Symphony No. 3 (1873 Version)
Bergen Philharmonic Orchestra/Thomas Dausgaard
BIS BIS-2464 (CD/SACD) 56:35 mins
This is a magnificent performance of a notoriously controversial work. After listening to it I can see why this symphony might be thought extraordinary, because it is: but with all its strange features – constant changes of tempo, pauses and silences which must account for a considerable part of its length – under Thomas Dausgaard’s exuberant approach surely no one could find it tedious or less than enormous fun, among other things.

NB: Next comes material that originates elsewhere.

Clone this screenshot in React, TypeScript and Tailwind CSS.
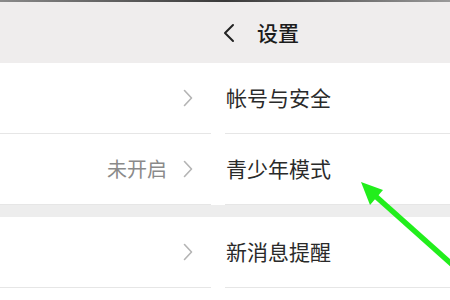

The Third’s chief claim to fame or notoriety is that it is dedicated to Wagner, and is thought derivative and unsymphonic. The premiere, conducted by its composer, was a catastrophe, so Bruckner tinkered with it extensively over many years, as did his well-meaning disciples; and the original version, heard here, is the least often performed or recorded. It’s not hard to hear why it met with incomprehension, with its wholly original structure and, most surprisingly, its mischief and wit, together with passages of nobility that everyone expects from Bruckner and perhaps most of all its incessant changes of tempo. Listen without preconception, and it should be instantly clear that it is an extraordinary masterpiece, which it has taken me this recording to realise.
Dausgaard is shaping up, on the strength of this and his previous Bruckner recording of the Fifth, as a much-needed fresh interpreter of this great and still widely misunderstood symphonist. I can only hope that he continues with this great master’s works, which also benefit from a leaner orchestral sound than we are used to.